C’est le suédois Acharius (travaux de 1798 à 1814), qui a distingué pour la première fois les lichens des autres cryptogames ; ayant pour seul outil sa loupe, il étudie les thalles et les diverses structures qu’il porte. Il crée les termes d’apothécie, de sorédie, qu’il identifie comme étant des structures de reproduction, et jette les bases d’une classification, identifie de nombreux genres et espèces dont une partie importante est encore en usage actuellement.
Archarius a donc fait des lichens un groupe particulier au sein des Thallophytes ; une branche spéciale de la  cryptogamie venait d’apparaître : la lichénologie.

   
 

La nature double des lichens (algue/champignon) n’est proposée que 50 ans plus tard dans les travaux du suisse Schwendener (1867 à 1869) puis démontrée par le français Bornet (1828-1911) qui arrive à obtenir les phases initiales d’un symbiose en faisant germer des ascospores de lichens en présence d’algues (la démonstration est faite à nouveau par Bonnier en 1886 et 1889).
 

 

« On sait bien qu’aujourd'hui que la formule « les Lichens sont des champignons vivant en symbiose avec des algues » est une assertion de pure fantaisie ou une calomnie.
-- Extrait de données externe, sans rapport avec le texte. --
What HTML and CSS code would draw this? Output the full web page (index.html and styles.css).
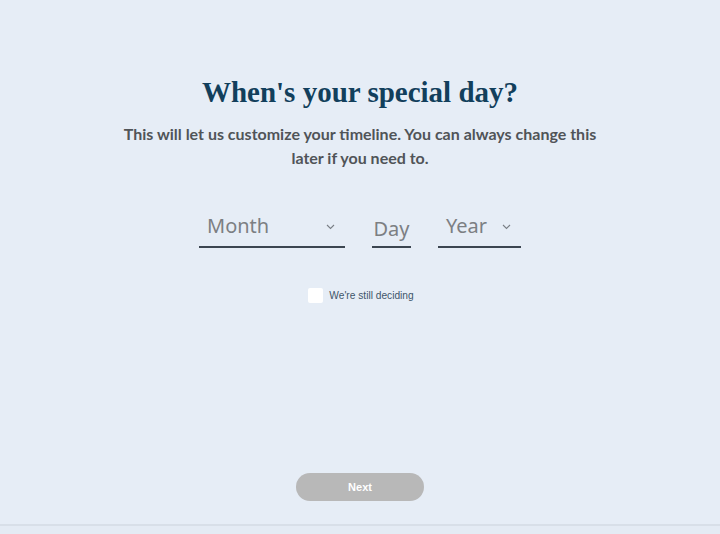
FILE: index.html
```html
<!DOCTYPE html>
<html lang="en">
<head>
<meta charset="utf-8">
<title>When's your special day?</title>
<link rel="stylesheet" href="styles.css">
</head>
<body>
<main class="page">
  <section class="content">
    <h1 class="title">When's your special day?</h1>
    <p class="subtitle">This will let us customize your timeline. You can always change this<br>later if you need to.</p>
    <div class="date-row">
      <div class="field field-month">
        <span class="field-text">Month</span>
        <svg class="chev" width="9" height="6" viewBox="0 0 9 6"><path d="M1 1l3.5 3.5L8 1" fill="none" stroke="#7a7f86" stroke-width="1.1"/></svg>
      </div>
      <div class="field field-day">
        <span class="field-text day-text">Day</span>
      </div>
      <div class="field field-year">
        <span class="field-text">Year</span>
        <svg class="chev" width="9" height="6" viewBox="0 0 9 6"><path d="M1 1l3.5 3.5L8 1" fill="none" stroke="#7a7f86" stroke-width="1.1"/></svg>
      </div>
    </div>
    <label class="check">
      <span class="box"></span>
      <span class="check-label">We're still deciding</span>
    </label>
  </section>
  <div class="actions">
    <button class="next" type="button">Next</button>
  </div>
  <footer class="footer"></footer>
</main>
</body>
</html>
```
FILE: styles.css
```css
html, body {
  margin: 0;
  padding: 0;
  background: #e6edf6;
}
.page {
  height: 534px;
  display: flex;
  flex-direction: column;
  font-family: "Liberation Sans", Arial, sans-serif;
}
.content {
  display: flex;
  flex-direction: column;
  align-items: center;
  padding-top: 74px;
  flex: 1;
}
.title {
  margin: 0;
  font-family: "Liberation Serif", "Times New Roman", serif;
  font-weight: 700;
  font-size: 29px;
  line-height: 36px;
  color: #123f5c;
}
.subtitle {
  margin: 12px 0 0;
  width: 560px;
  text-align: center;
  font-family: "Lato", sans-serif;
  font-weight: 700;
  font-size: 16px;
  line-height: 24px;
  color: #505458;
}
.date-row {
  margin-top: 40px;
  display: flex;
  gap: 27px;
  align-items: flex-end;
}
.field {
  height: 38px;
  padding-bottom: 4px;
  border-bottom: 2px solid #3c4651;
  display: flex;
  align-items: center;
  justify-content: space-between;
  box-sizing: border-box;
}
.field-month { width: 146px; padding-left: 8px; padding-right: 10px; }
.field-day { width: 39px; justify-content: center; padding-bottom: 0; }
.field-year { width: 83px; padding-left: 8px; padding-right: 10px; }
.field-text {
  font-family: "Noto Sans", sans-serif;
  font-size: 20px;
  color: #7c7f83;
  line-height: 24px;
}
.day-text { margin-top: 2px; }
.chev { display: block; margin-top: 2px; }
.check {
  margin-top: 40px;
  display: flex;
  align-items: center;
  gap: 6px;
  margin-left: 2px;
}
.box {
  width: 15px;
  height: 15px;
  background: #ffffff;
  border-radius: 2px;
}
.check-label {
  font-size: 10.2px;
  color: #40556a;
}
.actions {
  display: flex;
  justify-content: center;
  padding-bottom: 23px;
}
.next {
  width: 128px;
  height: 28px;
  border: 0;
  border-radius: 14px;
  background: #b8b8b8;
  color: #ffffff;
  font-family: "Liberation Sans", Arial, sans-serif;
  font-weight: 700;
  font-size: 11px;
}
.footer {
  height: 10px;
  background: #e4ebf4;
  border-top: 2px solid #d8dfe8;
  box-sizing: border-box;
}
```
Il est abondamment prouvé que les Lichens constituent une noble et vénérable classe autonome de végétaux n'ayant rien de sérieusement commun ni avec les Champignons ni avec les Algues. Subordonner les Lichens aux Champignons est encore plus absurde que de réunir les Characées aux algues…»     Texte publié par Nylander en 1896 (Les Lichens des environs de Paris)

   
 

Les lichens sont toujours considérés comme un groupe autonome au sein des Thallophytes et, au début du XXe siècle, l’abbé Hue et surtout l’abbé Harmand proposent une classification des lichens, ces « nobles et vénérables végétaux », et publient plusieurs ouvrages de systématique entre 1905 et 1913.